The issues are highly charged and constitutionally complex: Gun control. The fine line between free speech and terrorism. School vouchers. The rights of illegal immigrants. Sodomy laws. Doctor-assisted suicide. Drug use by pregnant women. Censorship on the Web.
Those topics—and others—are being plumbed and debated in a new series of hour-long radio shows called “Justice Talking,” produced by the Annenberg Public Policy Center and co-sponsored by the National Constitution Center and the Penn National Commission on Society, Culture and Community. Taped in front of a live audience at Carpenter’s Hall in Philadelphia’s Independence National Park, each program revolves around a pending lawsuit that touches constitutional nerve-endings. What makes it unique is that those debating the issues are doing so in real depth and constitutional context, not just sound bites.

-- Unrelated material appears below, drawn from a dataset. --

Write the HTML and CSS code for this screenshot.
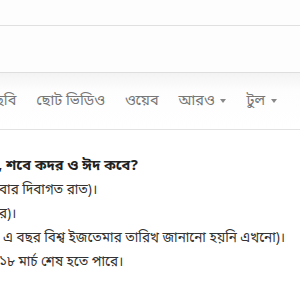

The goal, says Kathryn Kolbert, the program’s executive producer, is “to discuss hot-button issues that are normally put out into the media as three-minute sound bites. We want to get behind the theory of those issues, and give our guests and listeners an opportunity to explore the issues in greater detail.” If all goes well, “Justice Talking” could be a model for substantive constitutional debate in the electronic media.
“It’s the producer’s dream and nightmare all mixed in together,” Kolbert acknowledges. “We have great topics, really interesting issues—but we have to make them a little less academic and a little bit more engaging, so our listeners stick with us. One of the reasons we want robust debate is we want it to be interesting and entertaining and thoughtful.”
In addition to Kolbert, the program’s team includes National Public Radio correspondent Margot Adler, who serves as host, and producer Julie Drizen C’85, the former bureau chief and executive producer of national programming at Pacifica Radio (not to mention former news director at WXPN).
So far, they’ve taped 13 shows, which began airing on public-radio stations around the country in September. (In Philadelphia, “Justice Talking” is broadcast on WHYY; in New York City, it can be heard on WNYC.) This month, they begin taping another 26 shows. (Further information about the program is available at www.justicetalking.org.)
Another version of “Justice Talking,” scheduled to begin in January, will be designed for talk-radio programs. It will be two hours long and will consist of comments from listeners as well as portions of the already-taped debates in Carpenter’s Hall.
V Kolbert, who has practiced constitutional law for the national American Civil Liberties Union in her work for the Center for Reproductive Law and Policy, says she has been pleasantly surprised at the “fabulous” advocates the program has been able to attract so far. The list includes people like Nadine Strossen, president of the ACLU; Clint Bolick, vice president and director of litigation for the Institute for Justice; and Christopher Darden, the former O.J. Simpson prosecutor.
“We’ve had the actual litigators in cases that have gone to the Supreme Court on the issues that we’ve been debating,” she says. “So we’ve done better than we expected in attracting quality litigators and advocates—on both sides of the issues.”
Carpenter’s Hall, Kolbert says, has proved to be a “fabulous forum” for the show, and not just for the audience. “The seriousness of the hall—its historic importance and its presence in the writing and developing of our constitution—means that the advocates are very aware of the historical importance of what they’re saying.”